The pre-recording checklist
Don’t wing it. A loom proposal walkthrough that closes deals has a tiny bit of prep behind it. My checklist:
| Item | Why |
|---|---|
| Close every other tab | No notifications, no distractions on screen |
| Drink water | Dry mouth ruins minute 4 |
| Stand up | Better voice, more energy |
| Glance at the proposal once | Don’t read it, just remind yourself of structure |
| Set Loom to HD | The 720p default looks dated |
| Test mic for 10 seconds | Bad audio kills more videos than bad content |
This whole prep takes 4 minutes. The recording itself takes 6 to 12 minutes including re-takes.
How to send it so it actually gets watched
The email matters as much as the video. A loom proposal walkthrough sitting in an unopened email closes nothing. The email I send:
Subject: Proposal walkthrough (6 min video), [Project name]
Hi [Name],
Proposal attached. I recorded a 6-minute walkthrough so you can see how I think through the scope and pricing, link below. Watch when it fits your week, then reply with questions.
Video: [loom link] Proposal PDF: attached
If a live call would be easier, here’s my calendar: [link]
[Your name]
Three sentences. One link. One PDF. One optional call link. Done.
Tracking and follow-up
The view-tracking signal is the part that makes the async proposal video genuinely better than a call. You can see exactly when they opened it, how far they watched, and whether they re-watched the pricing section.
Patterns I act on:
- Watched 100 percent within 24 hours, follow up day 3 with one clarifying question
- Watched 60 percent, dropped at pricing, follow up day 2 acknowledging budget might be a question
- Watched the first 20 seconds then closed, follow up day 4 with a shorter rewrite
- Never opened after 72 hours, send a one-line “did this land?” nudge
This is where a tool like Waco3 earns its keep. Engagement tracking on the proposal itself plus the video view data lets you stop guessing.
When to still take the live call
The loom proposal walkthrough doesn’t replace every conversation. Cases where I still pick up the phone:
- Deal size over 25K, the math is worth the hour
- Client is an enterprise procurement team, they want the live read
- Multiple stakeholders need to hear it together, async splinters the decision
- The scope is genuinely ambiguous and you need to negotiate live
- The client explicitly asked for a call
Outside those, async wins every time.
The objection nobody admits to
“It feels lazy.” That’s the real reason most freelancers won’t send a video instead of taking a call.

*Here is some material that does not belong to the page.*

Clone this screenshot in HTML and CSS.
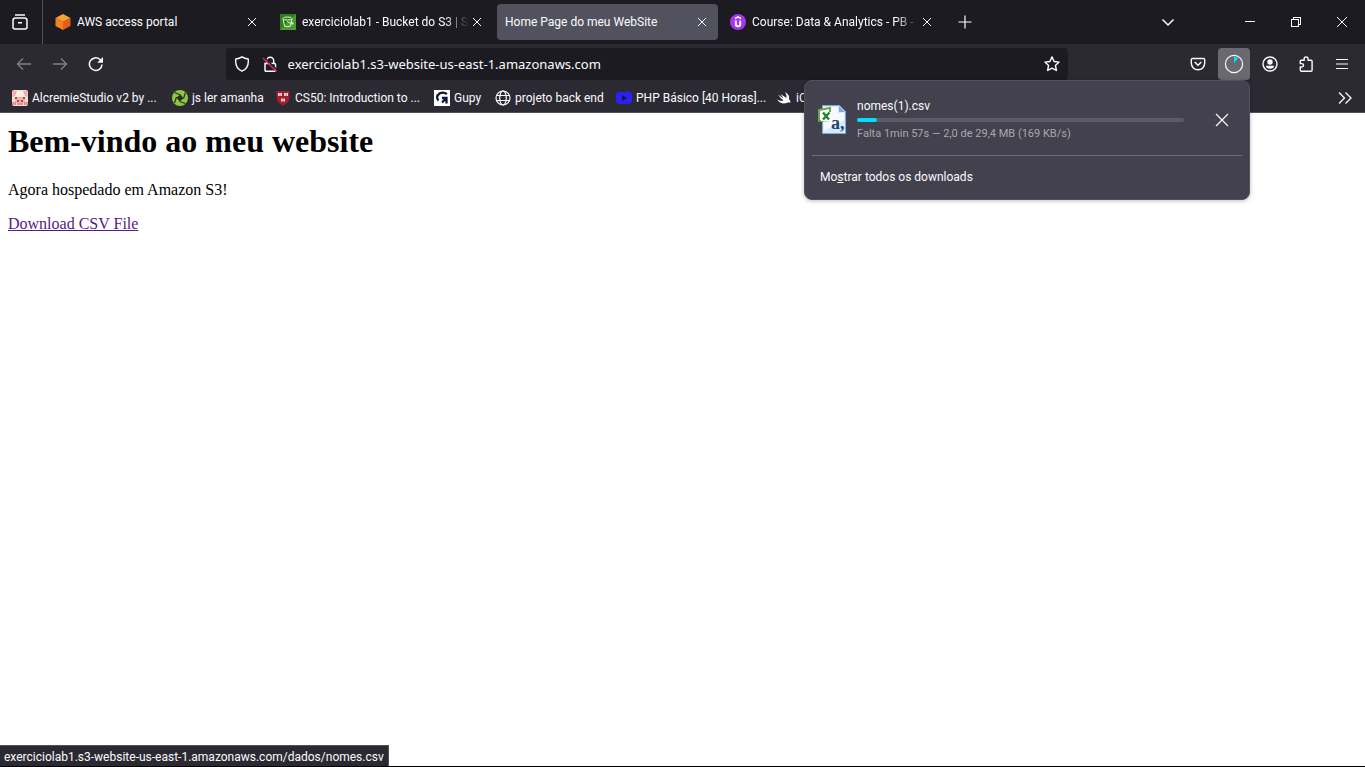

Honestly, it’s the opposite of lazy. It’s respectful. The client doesn’t owe you 45 minutes of their week to decide whether to hire you. They owe you 6 minutes if your proposal is interesting and zero minutes if it isn’t. The async video filters serious prospects from polite ones faster than any live call.
Templates and reuse
Once you’ve recorded 10 loom proposal walkthroughs, you’ll notice the same 4 sections show up every time. That’s the signal to build mini-templates inside your proposal document so future walkthroughs flow faster.
What I template:
- Opening problem-statement framework (3 standard variations)
- Pricing tier explanation (one per service line)
- Timeline phrasing for 4-week, 8-week, and 12-week projects
- The closing “next step” line
The template isn’t the script, you still want the video to feel live and conversational. The template is the proposal structure that makes recording feel easy.
The 30-day experiment
Don’t switch your whole pipeline at once. The way I’d test a loom proposal walkthrough if I were starting over:
- Week 1, record one for your next proposal, send alongside the usual call invite
- Week 2, send two videos, no call offer unless they ask
- Week 3, measure view rates, reply rates, close rates
- Week 4, decide whether to retire the pitch call entirely
Most freelancers who try this for 30 days don’t go back. The reclaimed calendar time alone pays for it.